PostPosted: Fri Feb 10, 2023 4:14 pm    Post subject: Reply with quote

I removed mine and have it back in now; if you scroll down, you'll see the thread on that. It is a pain, and I've never had the motor out on mine, but I could see where it might not be any more work if you have the right equipment. I removed the sway bar, and took the steering rack loose, but not completely out. One of the bolts for the turbine flange is a real pain to get to (an impact grade swivel adapter seemed to be the best thing there), as are the oil feed lines (I used a crow's foot there), and the wastegate bolts. If you've lived a clean life and everything comes apart without any broken hardware, it's just a lot of fiddly stuff. Of course, one of the turbine flange bolts broke off in the manifold... The one thing I needed help on was getting the turbo back in place and the bolts started.

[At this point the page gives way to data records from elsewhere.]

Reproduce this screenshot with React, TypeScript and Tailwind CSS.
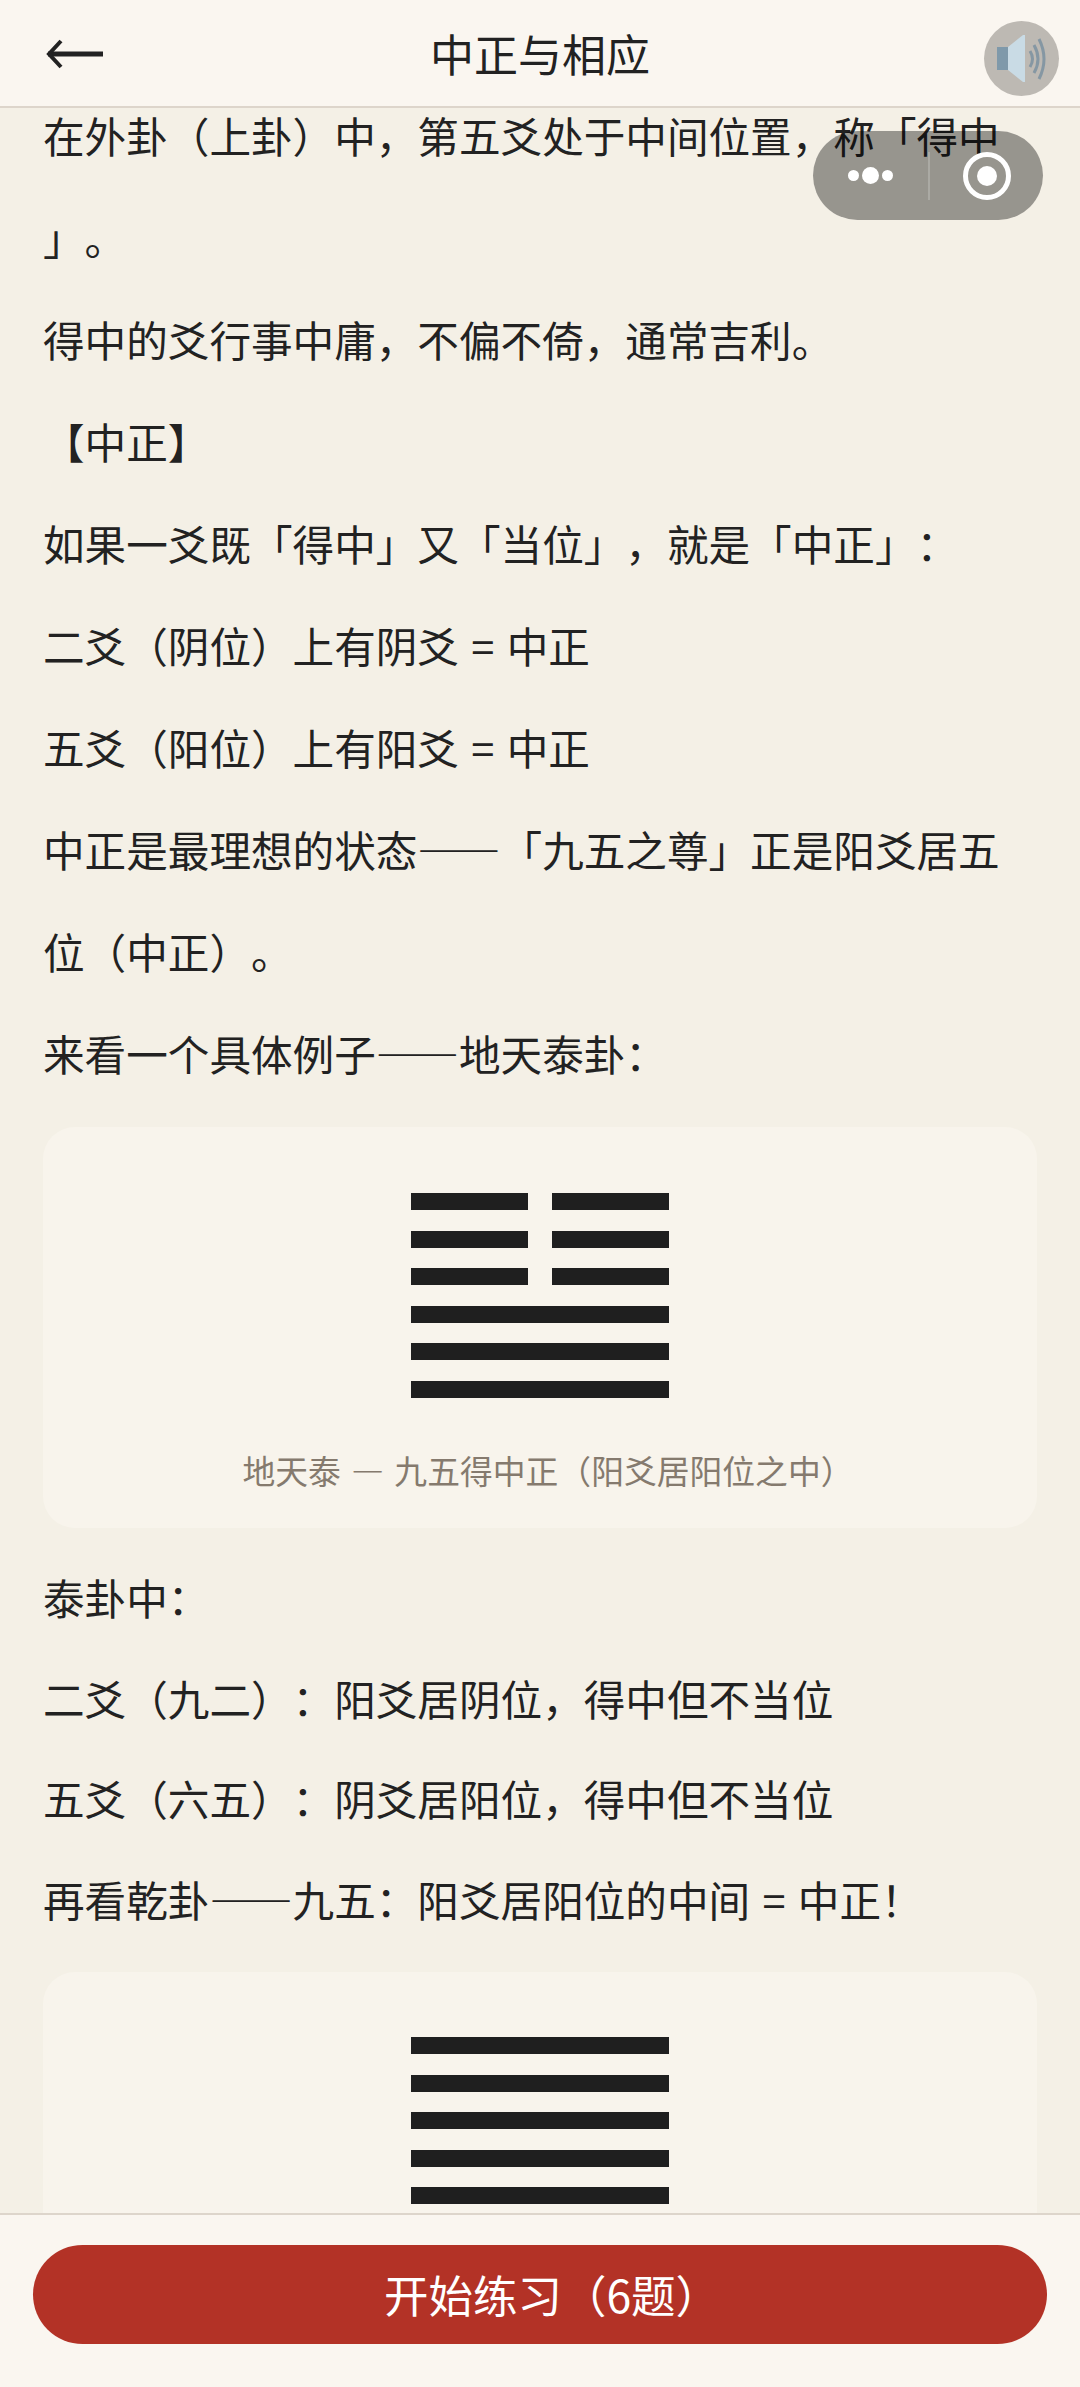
const FONT = "font-['Noto_Sans_CJK_SC','Noto_Sans',sans-serif]";

// 1 = solid line, 0 = broken line, top to bottom
function Hexagram({ lines }: { lines: number[] }) {
  return (
    <div className="flex flex-col gap-[20.6px] w-[258px] mx-auto">
      {lines.map((solid, i) =>
        solid ? (
          <div key={i} className="h-[17px] bg-[#1f1f1f]" />
        ) : (
          <div key={i} className="h-[17px] flex justify-between">
            <div className="w-[117px] bg-[#1f1f1f]" />
            <div className="w-[117px] bg-[#1f1f1f]" />
          </div>
        )
      )}
    </div>
  );
}

function P({ children }: { children: React.ReactNode }) {
  return <p className="whitespace-nowrap">{children}</p>;
}

export default function App() {
  return (
    <div lang="zh-CN" className={`relative flex flex-col w-[1080px] h-[2387px] overflow-hidden bg-[#f4f0e6] text-[#222222] [text-spacing-trim:space-all] [word-spacing:3px] ${FONT}`}>
      <header className="relative flex items-center justify-center h-[108px] shrink-0 bg-[#faf6f0] border-b-2 border-[#ddd5cb]">
        <svg className="absolute left-[46px] top-[39px]" width="58" height="30" viewBox="0 0 58 30" fill="none" stroke="#222222">
          <path d="M2 15H57" strokeWidth="5" />
          <path d="M15 2L3 15L15 28" strokeWidth="4" />
        </svg>
        <h1 className="text-[44px] font-normal">中正与相应</h1>
        <div className="absolute left-[984px] top-[21px] flex items-center justify-center w-[75px] h-[75px] rounded-full bg-[#bdb9b3]">
          <svg width="52" height="50" viewBox="0 0 52 50" fill="none">
            <rect x="1" y="13" width="11" height="23" fill="#7f99aa" />
            <path d="M12 13L27 1H29V48H27L12 36Z" fill="#c9dbe5" />
            <path d="M34 17Q39 25 34 33" stroke="#8597a3" strokeWidth="3" />
            <path d="M38 11Q46 25 38 39" stroke="#8597a3" strokeWidth="3" />
            <path d="M43 5Q53 25 43 45" stroke="#8597a3" strokeWidth="3" />
          </svg>
        </div>
      </header>

      <main className="flex-1 min-h-0 overflow-hidden px-[43px]">
        <div className="mt-[-24px] text-[41.6px] leading-[102px]">
          <P>
            在外卦（上卦）中，第五爻处于中间位置，称「得中
            <br />
            」。
          </P>
          <P>得中的爻行事中庸，不偏不倚，通常吉利。</P>
          <P>【中正】</P>
          <P>如果一爻既「得中」又「当位」，就是「中正」：</P>
          <P>二爻（阴位）上有阴爻 = 中正</P>
          <P>五爻（阳位）上有阳爻 = 中正</P>
          <P>中正是最理想的状态——「九五之尊」正是阳爻居五</P>
          <P>位（中正）。</P>
          <P>来看一个具体例子——地天泰卦：</P>

          <div className="mt-[23px] mb-[19px] w-[994px] h-[401px] pt-[66px] rounded-[32px] bg-[#f8f4ec]">
            <Hexagram lines={[0, 0, 0, 1, 1, 1]} />
            <p className="mt-[46px] pl-[16px] text-center text-[32.8px] leading-[52px] text-[#857a6e]">地天泰 — 九五得中正（阳爻居阳位之中）</p>
          </div>

          <div className="leading-[100.5px]">
            <P>泰卦中：</P>
            <P>二爻（九二）：阳爻居阴位，得中但不当位</P>
            <P>五爻（六五）：阴爻居阳位，得中但不当位</P>
            <P>再看乾卦——九五：阳爻居阳位的中间 = 中正！</P>
          </div>

          <div className="mt-[23px] w-[994px] h-[401px] pt-[65px] rounded-[32px] bg-[#f8f4ec]">
            <Hexagram lines={[1, 1, 1, 1, 1, 1]} />
          </div>
        </div>
      </main>

      <footer className="shrink-0 h-[174px] pt-[30px] px-[33px] bg-[#faf6f0] border-t-2 border-[#ddd5cb]">
        <button className="flex items-center justify-center w-[1014px] h-[99px] pl-[24px] rounded-full bg-[#b33226] text-[44.5px] text-white">
          开始练习（6题）
        </button>
      </footer>

      {/* mini program capsule sits over the scrolling text */}
      <div className="absolute left-[813px] top-[131px] flex items-center w-[230px] h-[89px] rounded-full bg-black/[0.38]">
        <div className="flex items-center justify-center gap-[3px] w-[115px]">
          <span className="w-[11px] h-[11px] rounded-full bg-white" />
          <span className="w-[17px] h-[17px] rounded-full bg-white" />
          <span className="w-[11px] h-[11px] rounded-full bg-white" />
        </div>
        <div className="w-[2px] h-[48px] bg-white/20" />
        <div className="flex items-center justify-center w-[113px]">
          <span className="flex items-center justify-center w-[48px] h-[48px] rounded-full border-[5px] border-white">
            <span className="w-[20px] h-[20px] rounded-full bg-white" />
          </span>
        </div>
      </div>
    </div>
  );
}
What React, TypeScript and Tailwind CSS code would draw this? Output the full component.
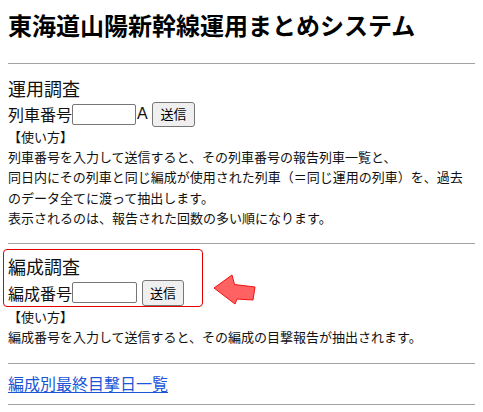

Maybe there's a better way of going about it, but I could not find a good way of holding it in place and getting a bolt threaded in. I still need to finish torquing everything down, and I'm going to take the wastegate pipe off and put a flex joint in it (I can see it cracked and was repaired at one point). Unfortunately, my snowmobile (mountain machine: a Polaris 800 Pro-RMK) blew a piston the first ride out this year, so that's taken me away from the 931.